▶ _Written problem_
Copy out every line exactly, passing over the pictures.

▶ _Material_

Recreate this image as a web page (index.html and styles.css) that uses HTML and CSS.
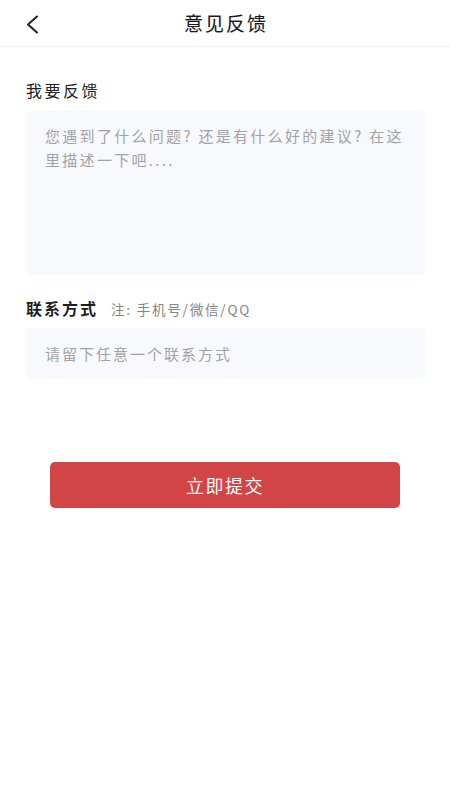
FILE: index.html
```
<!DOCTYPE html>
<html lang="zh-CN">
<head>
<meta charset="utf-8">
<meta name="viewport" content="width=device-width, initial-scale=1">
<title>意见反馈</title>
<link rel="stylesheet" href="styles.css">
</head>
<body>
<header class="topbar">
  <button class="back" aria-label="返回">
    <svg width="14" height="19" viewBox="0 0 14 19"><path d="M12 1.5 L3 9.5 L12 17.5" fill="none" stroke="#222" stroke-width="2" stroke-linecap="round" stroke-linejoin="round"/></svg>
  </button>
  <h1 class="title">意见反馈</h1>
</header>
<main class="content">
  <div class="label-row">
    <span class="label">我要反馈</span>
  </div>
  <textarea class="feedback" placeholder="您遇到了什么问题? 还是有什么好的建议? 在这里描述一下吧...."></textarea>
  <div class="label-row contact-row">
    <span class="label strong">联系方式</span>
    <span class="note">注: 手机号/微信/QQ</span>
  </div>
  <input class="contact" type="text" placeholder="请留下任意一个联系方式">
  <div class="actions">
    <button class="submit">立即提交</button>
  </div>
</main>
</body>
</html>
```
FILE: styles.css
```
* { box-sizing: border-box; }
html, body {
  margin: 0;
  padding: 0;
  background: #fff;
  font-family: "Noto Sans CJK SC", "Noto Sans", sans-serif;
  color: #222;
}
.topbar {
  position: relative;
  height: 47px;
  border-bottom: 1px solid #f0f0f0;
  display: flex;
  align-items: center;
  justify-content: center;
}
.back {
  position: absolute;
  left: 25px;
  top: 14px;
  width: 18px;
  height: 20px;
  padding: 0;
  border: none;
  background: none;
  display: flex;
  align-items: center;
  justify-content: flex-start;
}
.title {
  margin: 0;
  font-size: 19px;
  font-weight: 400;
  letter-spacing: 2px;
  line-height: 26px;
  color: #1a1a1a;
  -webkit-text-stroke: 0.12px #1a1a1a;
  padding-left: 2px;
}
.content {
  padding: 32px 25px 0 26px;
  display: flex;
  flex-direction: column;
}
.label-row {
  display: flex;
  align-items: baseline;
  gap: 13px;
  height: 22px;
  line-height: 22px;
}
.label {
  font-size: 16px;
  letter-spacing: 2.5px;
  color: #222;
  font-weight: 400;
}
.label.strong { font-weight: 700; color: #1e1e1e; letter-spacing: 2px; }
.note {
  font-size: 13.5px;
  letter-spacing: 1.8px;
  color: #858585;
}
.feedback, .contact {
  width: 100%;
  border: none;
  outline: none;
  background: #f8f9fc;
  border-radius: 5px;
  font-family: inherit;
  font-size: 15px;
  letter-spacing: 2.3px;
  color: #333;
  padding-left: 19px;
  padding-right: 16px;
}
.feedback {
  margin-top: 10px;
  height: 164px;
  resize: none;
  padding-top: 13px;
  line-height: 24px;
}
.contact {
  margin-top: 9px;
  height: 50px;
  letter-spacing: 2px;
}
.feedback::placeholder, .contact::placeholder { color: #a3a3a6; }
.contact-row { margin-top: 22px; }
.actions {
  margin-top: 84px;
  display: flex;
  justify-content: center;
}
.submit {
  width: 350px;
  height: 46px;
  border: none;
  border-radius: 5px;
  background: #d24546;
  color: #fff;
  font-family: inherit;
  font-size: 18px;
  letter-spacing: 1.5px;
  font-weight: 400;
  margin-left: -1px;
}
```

▶ _Exercise answer_
Recreate this image as a web page (index.html and styles.css) that uses HTML and CSS.
FILE: index.html
```
<!DOCTYPE html>
<html lang="zh-CN">
<head>
<meta charset="utf-8">
<meta name="viewport" content="width=device-width, initial-scale=1">
<title>意见反馈</title>
<link rel="stylesheet" href="styles.css">
</head>
<body>
<header class="topbar">
  <button class="back" aria-label="返回">
    <svg width="14" height="19" viewBox="0 0 14 19"><path d="M12 1.5 L3 9.5 L12 17.5" fill="none" stroke="#222" stroke-width="2" stroke-linecap="round" stroke-linejoin="round"/></svg>
  </button>
  <h1 class="title">意见反馈</h1>
</header>
<main class="content">
  <div class="label-row">
    <span class="label">我要反馈</span>
  </div>
  <textarea class="feedback" placeholder="您遇到了什么问题? 还是有什么好的建议? 在这里描述一下吧...."></textarea>
  <div class="label-row contact-row">
    <span class="label strong">联系方式</span>
    <span class="note">注: 手机号/微信/QQ</span>
  </div>
  <input class="contact" type="text" placeholder="请留下任意一个联系方式">
  <div class="actions">
    <button class="submit">立即提交</button>
  </div>
</main>
</body>
</html>
```
FILE: styles.css
```
* { box-sizing: border-box; }
html, body {
  margin: 0;
  padding: 0;
  background: #fff;
  font-family: "Noto Sans CJK SC", "Noto Sans", sans-serif;
  color: #222;
}
.topbar {
  position: relative;
  height: 47px;
  border-bottom: 1px solid #f0f0f0;
  display: flex;
  align-items: center;
  justify-content: center;
}
.back {
  position: absolute;
  left: 25px;
  top: 14px;
  width: 18px;
  height: 20px;
  padding: 0;
  border: none;
  background: none;
  display: flex;
  align-items: center;
  justify-content: flex-start;
}
.title {
  margin: 0;
  font-size: 19px;
  font-weight: 400;
  letter-spacing: 2px;
  line-height: 26px;
  color: #1a1a1a;
  -webkit-text-stroke: 0.12px #1a1a1a;
  padding-left: 2px;
}
.content {
  padding: 32px 25px 0 26px;
  display: flex;
  flex-direction: column;
}
.label-row {
  display: flex;
  align-items: baseline;
  gap: 13px;
  height: 22px;
  line-height: 22px;
}
.label {
  font-size: 16px;
  letter-spacing: 2.5px;
  color: #222;
  font-weight: 400;
}
.label.strong { font-weight: 700; color: #1e1e1e; letter-spacing: 2px; }
.note {
  font-size: 13.5px;
  letter-spacing: 1.8px;
  color: #858585;
}
.feedback, .contact {
  width: 100%;
  border: none;
  outline: none;
  background: #f8f9fc;
  border-radius: 5px;
  font-family: inherit;
  font-size: 15px;
  letter-spacing: 2.3px;
  color: #333;
  padding-left: 19px;
  padding-right: 16px;
}
.feedback {
  margin-top: 10px;
  height: 164px;
  resize: none;
  padding-top: 13px;
  line-height: 24px;
}
.contact {
  margin-top: 9px;
  height: 50px;
  letter-spacing: 2px;
}
.feedback::placeholder, .contact::placeholder { color: #a3a3a6; }
.contact-row { margin-top: 22px; }
.actions {
  margin-top: 84px;
  display: flex;
  justify-content: center;
}
.submit {
  width: 350px;
  height: 46px;
  border: none;
  border-radius: 5px;
  background: #d24546;
  color: #fff;
  font-family: inherit;
  font-size: 18px;
  letter-spacing: 1.5px;
  font-weight: 400;
  margin-left: -1px;
}
```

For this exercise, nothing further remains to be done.